◆ **Input records**
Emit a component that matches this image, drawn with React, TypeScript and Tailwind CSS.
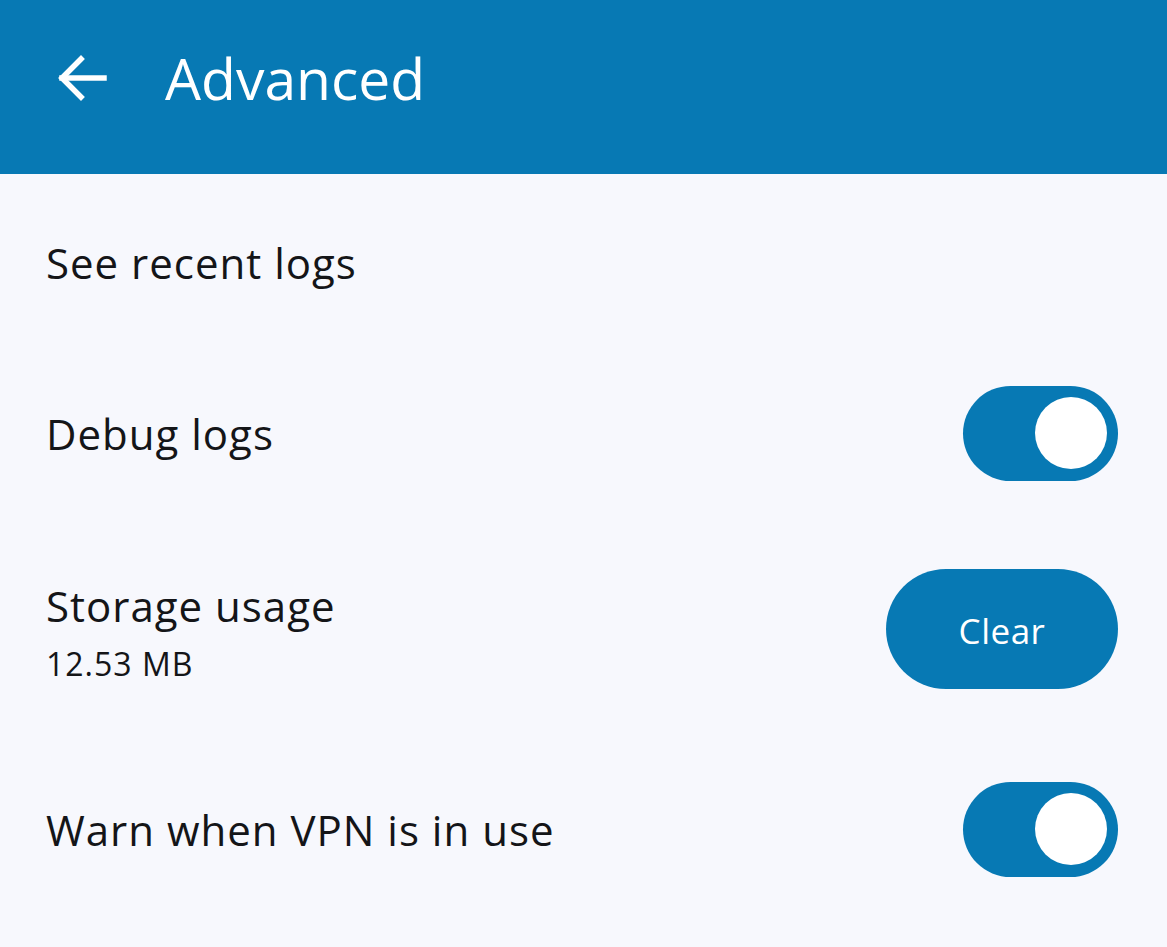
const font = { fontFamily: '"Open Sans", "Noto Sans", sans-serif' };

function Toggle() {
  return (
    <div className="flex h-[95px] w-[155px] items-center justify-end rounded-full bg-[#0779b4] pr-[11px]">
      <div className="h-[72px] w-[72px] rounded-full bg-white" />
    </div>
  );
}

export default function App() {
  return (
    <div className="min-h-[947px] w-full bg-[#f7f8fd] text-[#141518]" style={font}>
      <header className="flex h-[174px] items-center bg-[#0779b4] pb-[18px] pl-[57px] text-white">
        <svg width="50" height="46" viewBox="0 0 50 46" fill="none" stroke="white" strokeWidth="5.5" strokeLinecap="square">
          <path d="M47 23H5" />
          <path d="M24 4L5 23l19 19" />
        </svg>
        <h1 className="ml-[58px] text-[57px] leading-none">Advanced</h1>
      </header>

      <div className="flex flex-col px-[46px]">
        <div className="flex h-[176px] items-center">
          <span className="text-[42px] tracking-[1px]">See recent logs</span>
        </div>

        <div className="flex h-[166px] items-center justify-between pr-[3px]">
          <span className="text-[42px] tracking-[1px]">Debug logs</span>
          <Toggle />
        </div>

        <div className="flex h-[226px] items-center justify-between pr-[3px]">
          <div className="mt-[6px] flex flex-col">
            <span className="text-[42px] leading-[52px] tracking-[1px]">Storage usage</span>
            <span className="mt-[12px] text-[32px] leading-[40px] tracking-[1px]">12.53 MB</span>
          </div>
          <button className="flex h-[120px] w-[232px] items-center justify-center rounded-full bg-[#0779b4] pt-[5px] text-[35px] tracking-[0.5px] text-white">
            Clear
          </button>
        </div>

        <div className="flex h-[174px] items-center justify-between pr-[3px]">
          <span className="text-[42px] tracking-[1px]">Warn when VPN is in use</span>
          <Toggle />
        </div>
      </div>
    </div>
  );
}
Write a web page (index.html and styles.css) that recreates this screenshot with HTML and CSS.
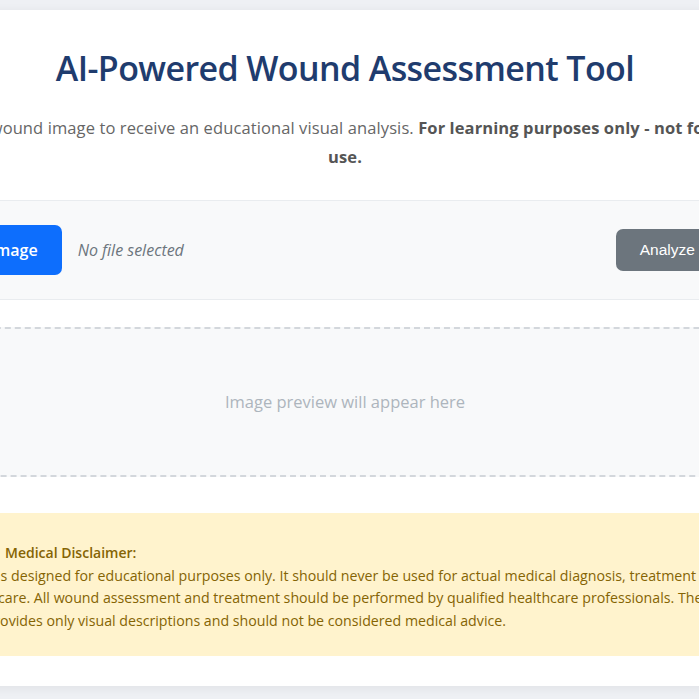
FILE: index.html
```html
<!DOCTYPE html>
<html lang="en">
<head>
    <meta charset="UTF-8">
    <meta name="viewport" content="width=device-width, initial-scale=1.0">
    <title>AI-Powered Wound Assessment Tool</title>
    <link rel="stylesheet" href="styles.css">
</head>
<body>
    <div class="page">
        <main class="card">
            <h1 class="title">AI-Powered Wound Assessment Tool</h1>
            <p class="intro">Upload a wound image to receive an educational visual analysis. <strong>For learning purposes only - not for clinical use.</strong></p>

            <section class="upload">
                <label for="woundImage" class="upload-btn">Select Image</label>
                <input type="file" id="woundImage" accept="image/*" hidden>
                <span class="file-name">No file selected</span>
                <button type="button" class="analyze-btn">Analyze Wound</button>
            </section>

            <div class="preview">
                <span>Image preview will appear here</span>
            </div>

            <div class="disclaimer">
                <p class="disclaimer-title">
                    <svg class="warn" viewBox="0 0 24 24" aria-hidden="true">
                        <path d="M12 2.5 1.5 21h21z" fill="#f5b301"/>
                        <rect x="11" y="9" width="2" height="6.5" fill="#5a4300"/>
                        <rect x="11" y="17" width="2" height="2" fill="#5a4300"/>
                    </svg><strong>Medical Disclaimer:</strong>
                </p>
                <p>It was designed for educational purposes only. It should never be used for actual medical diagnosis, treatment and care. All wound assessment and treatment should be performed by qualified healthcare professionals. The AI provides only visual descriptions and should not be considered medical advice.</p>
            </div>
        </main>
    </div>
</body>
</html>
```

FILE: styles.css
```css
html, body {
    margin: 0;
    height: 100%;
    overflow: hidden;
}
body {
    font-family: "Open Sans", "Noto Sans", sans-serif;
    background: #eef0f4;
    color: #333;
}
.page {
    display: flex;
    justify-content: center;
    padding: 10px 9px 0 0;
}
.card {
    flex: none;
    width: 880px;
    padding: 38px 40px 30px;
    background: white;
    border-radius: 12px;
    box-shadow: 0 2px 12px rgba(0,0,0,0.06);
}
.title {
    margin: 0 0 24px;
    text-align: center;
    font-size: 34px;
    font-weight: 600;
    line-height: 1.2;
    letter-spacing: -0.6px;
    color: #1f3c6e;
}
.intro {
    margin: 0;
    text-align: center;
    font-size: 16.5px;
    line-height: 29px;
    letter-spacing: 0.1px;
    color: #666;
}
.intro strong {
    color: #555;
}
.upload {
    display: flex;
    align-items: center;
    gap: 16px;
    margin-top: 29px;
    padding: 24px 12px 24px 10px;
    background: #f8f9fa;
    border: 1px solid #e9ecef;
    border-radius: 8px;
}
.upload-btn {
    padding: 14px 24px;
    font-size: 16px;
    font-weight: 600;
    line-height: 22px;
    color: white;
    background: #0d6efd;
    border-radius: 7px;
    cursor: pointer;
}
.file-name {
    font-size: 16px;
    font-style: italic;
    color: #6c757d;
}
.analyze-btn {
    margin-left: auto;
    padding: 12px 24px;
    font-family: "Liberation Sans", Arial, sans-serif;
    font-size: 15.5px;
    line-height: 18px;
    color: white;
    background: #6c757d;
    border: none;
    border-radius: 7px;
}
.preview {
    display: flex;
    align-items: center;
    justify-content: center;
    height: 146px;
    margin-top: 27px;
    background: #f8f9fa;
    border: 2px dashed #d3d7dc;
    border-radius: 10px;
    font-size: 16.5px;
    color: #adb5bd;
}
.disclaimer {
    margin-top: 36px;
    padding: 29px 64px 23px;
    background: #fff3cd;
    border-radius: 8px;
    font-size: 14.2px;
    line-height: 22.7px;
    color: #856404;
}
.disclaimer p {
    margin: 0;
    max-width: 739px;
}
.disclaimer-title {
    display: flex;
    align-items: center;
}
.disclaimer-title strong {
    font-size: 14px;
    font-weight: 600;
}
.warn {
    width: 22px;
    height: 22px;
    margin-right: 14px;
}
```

◆ **Your instructions**
From the listing, extract all text exactly as given and drop any picture.

◆ **Result of the task**
Emit a component that matches this image, drawn with React, TypeScript and Tailwind CSS.
const font = { fontFamily: '"Open Sans", "Noto Sans", sans-serif' };

function Toggle() {
  return (
    <div className="flex h-[95px] w-[155px] items-center justify-end rounded-full bg-[#0779b4] pr-[11px]">
      <div className="h-[72px] w-[72px] rounded-full bg-white" />
    </div>
  );
}

export default function App() {
  return (
    <div className="min-h-[947px] w-full bg-[#f7f8fd] text-[#141518]" style={font}>
      <header className="flex h-[174px] items-center bg-[#0779b4] pb-[18px] pl-[57px] text-white">
        <svg width="50" height="46" viewBox="0 0 50 46" fill="none" stroke="white" strokeWidth="5.5" strokeLinecap="square">
          <path d="M47 23H5" />
          <path d="M24 4L5 23l19 19" />
        </svg>
        <h1 className="ml-[58px] text-[57px] leading-none">Advanced</h1>
      </header>

      <div className="flex flex-col px-[46px]">
        <div className="flex h-[176px] items-center">
          <span className="text-[42px] tracking-[1px]">See recent logs</span>
        </div>

        <div className="flex h-[166px] items-center justify-between pr-[3px]">
          <span className="text-[42px] tracking-[1px]">Debug logs</span>
          <Toggle />
        </div>

        <div className="flex h-[226px] items-center justify-between pr-[3px]">
          <div className="mt-[6px] flex flex-col">
            <span className="text-[42px] leading-[52px] tracking-[1px]">Storage usage</span>
            <span className="mt-[12px] text-[32px] leading-[40px] tracking-[1px]">12.53 MB</span>
          </div>
          <button className="flex h-[120px] w-[232px] items-center justify-center rounded-full bg-[#0779b4] pt-[5px] text-[35px] tracking-[0.5px] text-white">
            Clear
          </button>
        </div>

        <div className="flex h-[174px] items-center justify-between pr-[3px]">
          <span className="text-[42px] tracking-[1px]">Warn when VPN is in use</span>
          <Toggle />
        </div>
      </div>
    </div>
  );
}
Write a web page (index.html and styles.css) that recreates this screenshot with HTML and CSS.
FILE: index.html
```html
<!DOCTYPE html>
<html lang="en">
<head>
    <meta charset="UTF-8">
    <meta name="viewport" content="width=device-width, initial-scale=1.0">
    <title>AI-Powered Wound Assessment Tool</title>
    <link rel="stylesheet" href="styles.css">
</head>
<body>
    <div class="page">
        <main class="card">
            <h1 class="title">AI-Powered Wound Assessment Tool</h1>
            <p class="intro">Upload a wound image to receive an educational visual analysis. <strong>For learning purposes only - not for clinical use.</strong></p>

            <section class="upload">
                <label for="woundImage" class="upload-btn">Select Image</label>
                <input type="file" id="woundImage" accept="image/*" hidden>
                <span class="file-name">No file selected</span>
                <button type="button" class="analyze-btn">Analyze Wound</button>
            </section>

            <div class="preview">
                <span>Image preview will appear here</span>
            </div>

            <div class="disclaimer">
                <p class="disclaimer-title">
                    <svg class="warn" viewBox="0 0 24 24" aria-hidden="true">
                        <path d="M12 2.5 1.5 21h21z" fill="#f5b301"/>
                        <rect x="11" y="9" width="2" height="6.5" fill="#5a4300"/>
                        <rect x="11" y="17" width="2" height="2" fill="#5a4300"/>
                    </svg><strong>Medical Disclaimer:</strong>
                </p>
                <p>It was designed for educational purposes only. It should never be used for actual medical diagnosis, treatment and care. All wound assessment and treatment should be performed by qualified healthcare professionals. The AI provides only visual descriptions and should not be considered medical advice.</p>
            </div>
        </main>
    </div>
</body>
</html>
```

FILE: styles.css
```css
html, body {
    margin: 0;
    height: 100%;
    overflow: hidden;
}
body {
    font-family: "Open Sans", "Noto Sans", sans-serif;
    background: #eef0f4;
    color: #333;
}
.page {
    display: flex;
    justify-content: center;
    padding: 10px 9px 0 0;
}
.card {
    flex: none;
    width: 880px;
    padding: 38px 40px 30px;
    background: white;
    border-radius: 12px;
    box-shadow: 0 2px 12px rgba(0,0,0,0.06);
}
.title {
    margin: 0 0 24px;
    text-align: center;
    font-size: 34px;
    font-weight: 600;
    line-height: 1.2;
    letter-spacing: -0.6px;
    color: #1f3c6e;
}
.intro {
    margin: 0;
    text-align: center;
    font-size: 16.5px;
    line-height: 29px;
    letter-spacing: 0.1px;
    color: #666;
}
.intro strong {
    color: #555;
}
.upload {
    display: flex;
    align-items: center;
    gap: 16px;
    margin-top: 29px;
    padding: 24px 12px 24px 10px;
    background: #f8f9fa;
    border: 1px solid #e9ecef;
    border-radius: 8px;
}
.upload-btn {
    padding: 14px 24px;
    font-size: 16px;
    font-weight: 600;
    line-height: 22px;
    color: white;
    background: #0d6efd;
    border-radius: 7px;
    cursor: pointer;
}
.file-name {
    font-size: 16px;
    font-style: italic;
    color: #6c757d;
}
.analyze-btn {
    margin-left: auto;
    padding: 12px 24px;
    font-family: "Liberation Sans", Arial, sans-serif;
    font-size: 15.5px;
    line-height: 18px;
    color: white;
    background: #6c757d;
    border: none;
    border-radius: 7px;
}
.preview {
    display: flex;
    align-items: center;
    justify-content: center;
    height: 146px;
    margin-top: 27px;
    background: #f8f9fa;
    border: 2px dashed #d3d7dc;
    border-radius: 10px;
    font-size: 16.5px;
    color: #adb5bd;
}
.disclaimer {
    margin-top: 36px;
    padding: 29px 64px 23px;
    background: #fff3cd;
    border-radius: 8px;
    font-size: 14.2px;
    line-height: 22.7px;
    color: #856404;
}
.disclaimer p {
    margin: 0;
    max-width: 739px;
}
.disclaimer-title {
    display: flex;
    align-items: center;
}
.disclaimer-title strong {
    font-size: 14px;
    font-weight: 600;
}
.warn {
    width: 22px;
    height: 22px;
    margin-right: 14px;
}
```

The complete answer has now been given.